Publisher: Sunnygate Corp.
(Omitted) Building Shared Memory, Salvaging Old Photographs "In Sight – Tracing the Photography Studio Images of the Japanese Period in Taiwan" is more than an exhibition of imagery but the opening of dialogue – offering a place for public discussion of nearly 140 years of photography culture in Taiwan. Since the introduction of the invention of photography, 170 years have come and gone. Predominant Western photography carried with it the embedded symbols of the era. For weaker countries, especially ones like Taiwan subject to colonial rule under the Chrysanthemum Throne fated to exposure to second-hand culture, and in view of the impact of political and environmental factors on the nature of photography culture, it is difficult to identify a unifying thread. This is both fate and the tenor of the times.

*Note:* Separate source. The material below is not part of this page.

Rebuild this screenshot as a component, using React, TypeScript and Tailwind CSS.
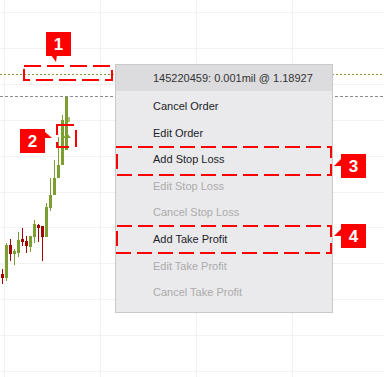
import React from 'react'

type Candle = { x: number; up: boolean; o: number; c: number; hi: number; lo: number }

// body top/bottom (o/c) and wick top/bottom (hi/lo) in page pixels
const candles: Candle[] = [
  { x: 1, up: false, o: 274, c: 278, hi: 269, lo: 284 },
  { x: 5, up: true, o: 245, c: 278, hi: 243, lo: 281 },
  { x: 9, up: false, o: 245, c: 254, hi: 239, lo: 261 },
  { x: 13, up: true, o: 251, c: 254, hi: 249, lo: 265 },
  { x: 17, up: true, o: 240, c: 253, hi: 232, lo: 257 },
  { x: 21, up: false, o: 239, c: 242, hi: 228, lo: 246 },
  { x: 25, up: false, o: 241, c: 246, hi: 236, lo: 253 },
  { x: 29, up: true, o: 236, c: 247, hi: 236, lo: 252 },
  { x: 33, up: true, o: 224, c: 237, hi: 220, lo: 243 },
  { x: 37, up: false, o: 225, c: 228, hi: 224, lo: 242 },
  { x: 41, up: false, o: 226, c: 237, hi: 226, lo: 261 },
  { x: 45, up: true, o: 207, c: 237, hi: 203, lo: 237 },
  { x: 49, up: true, o: 195, c: 208, hi: 178, lo: 211 },
  { x: 53, up: true, o: 178, c: 195, hi: 160, lo: 195 },
  { x: 57, up: true, o: 165, c: 178, hi: 137, lo: 178 },
  { x: 61, up: true, o: 120, c: 165, hi: 115, lo: 165 },
  { x: 65, up: true, o: 97, c: 150, hi: 97, lo: 150 },
]

const GREEN = '#7c9e31'
const RED = '#a30000'

function Chart() {
  const vLines = [4, 100, 196, 292]
  const hLines = Array.from({ length: 11 }, (_, i) => 12 + i * 35.9)
  return (
    <svg className="absolute inset-0" width={384} height={377} viewBox="0 0 384 377">
      {vLines.map(x => (
        <line key={'v' + x} x1={x + 0.5} y1={0} x2={x + 0.5} y2={377} stroke="#f2f2f2" strokeWidth={1} />
      ))}
      {hLines.map(y => (
        <line key={'h' + y} x1={0} y1={Math.round(y) + 0.5} x2={384} y2={Math.round(y) + 0.5} stroke="#f2f2f2" strokeWidth={1} />
      ))}

      {/* order line + current price line */}
      <line x1={0} y1={74.5} x2={384} y2={74.5} stroke="#8a9c3a" strokeWidth={1} strokeDasharray="2 2" />
      <line x1={0} y1={96.5} x2={384} y2={96.5} stroke="#8c8c8c" strokeWidth={1} strokeDasharray="3 2" />

      {candles.map(c => {
        const col = c.up ? GREEN : RED
        return (
          <g key={c.x}>
            <line x1={c.x + 1.5} y1={c.hi} x2={c.x + 1.5} y2={c.lo} stroke={col} strokeWidth={1} />
            <rect x={c.x} y={c.o} width={3} height={Math.max(c.c - c.o, 2)} fill={col} />
          </g>
        )
      })}
      <rect x={68} y={117} width={2} height={5} fill="#a9c070" />
      <polygon points="63,138 71,138 67,133" fill={GREEN} />
    </svg>
  )
}

const items = [
  { label: 'Cancel Order', on: true },
  { label: 'Edit Order', on: true },
  { label: 'Add Stop Loss', on: true },
  { label: 'Edit Stop Loss', on: false },
  { label: 'Cancel Stop Loss', on: false },
  { label: 'Add Take Profit', on: true },
  { label: 'Edit Take Profit', on: false },
  { label: 'Cancel Take Profit', on: false },
]

function OrderMenu() {
  return (
    <div
      className="absolute left-[115px] top-[64px] w-[218px] h-[249px] border border-[#c9c9c9] bg-[#eaeaec] text-[11px]"
      style={{ fontFamily: '"Liberation Sans", Arial, sans-serif' }}
    >
      <div className="h-[26px] bg-[#dcdcde] flex items-center pl-[37px] text-[#333]">
        145220459: 0.001mil @ 1.18927
      </div>
      <div className="pt-[2px]">
        {items.map(it => (
          <div
            key={it.label}
            className={
              'h-[26.6px] flex items-center pl-[37px] ' + (it.on ? 'text-[#1c1c2a]' : 'text-[#ababab]')
            }
          >
            {it.label}
          </div>
        ))}
      </div>
    </div>
  )
}

function Badge({ n, className }: { n: string; className: string }) {
  return (
    <div
      className={'absolute w-[25px] h-[24px] bg-[#ff0000] text-white font-bold text-[17px] leading-none flex items-center justify-center ' + className}
      style={{ fontFamily: '"Liberation Sans", Arial, sans-serif' }}
    >
      {n}
    </div>
  )
}

function Callouts() {
  const dash = '15 6'
  return (
    <>
      <svg className="absolute inset-0" width={384} height={377} viewBox="0 0 384 377">
        <g fill="none" stroke="#ff0000" strokeWidth={2}>
          <rect x={24} y={66} width={88} height={14} strokeDasharray="17 6" />
          <rect x={57} y={125} width={19} height={22} strokeDasharray="17 7" />
          <rect x={117} y={147} width={214} height={28} strokeDasharray={dash} />
          <rect x={117} y={226} width={214} height={27} strokeDasharray={dash} />
        </g>
        <g fill="#ff0000">
          <polygon points="51,55 57,55 56,62" />
          <polygon points="45,132 45,138 52,138" />
          <polygon points="341,159 341,166 334,166" />
          <polygon points="341,229 341,236 334,236" />
        </g>
      </svg>
      <Badge n="1" className="left-[46px] top-[32px]" />
      <Badge n="2" className="left-[20px] top-[129px]" />
      <Badge n="3" className="left-[341px] top-[154px]" />
      <Badge n="4" className="left-[341px] top-[224px]" />
    </>
  )
}

export default function App() {
  return (
    <div className="relative w-[384px] h-[377px] bg-white overflow-hidden">
      <Chart />
      <OrderMenu />
      <Callouts />
    </div>
  )
}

In today’s world of advanced information and ready access, it is no longer expedient to place the label of dominant Western influence on photography. Photography has now become an emotional medium common to all of the world’s people, as well as the commonly held property of all participants in arts and culture. As the development of photography in Taiwan nears the century mark, we must recognize with urgency the need to salvage the body of nostalgic old local photographs before they disappear. These images are the most elemental assets of local culture as well as shared collective memories. Without shared memories different individuals and groups are unable to achieve mutual affinity, leading to the progressive decline and erosion of culture. This is a truly frightening invisible destructive force. As we also prepare to celebrate the centenary of the Republic of China, let us establish the parameters of photographic cultural history in Taiwan. And let us hope that these parameters can shine light and facilitate dialogue for future generations amidst the maelstrom of the global age.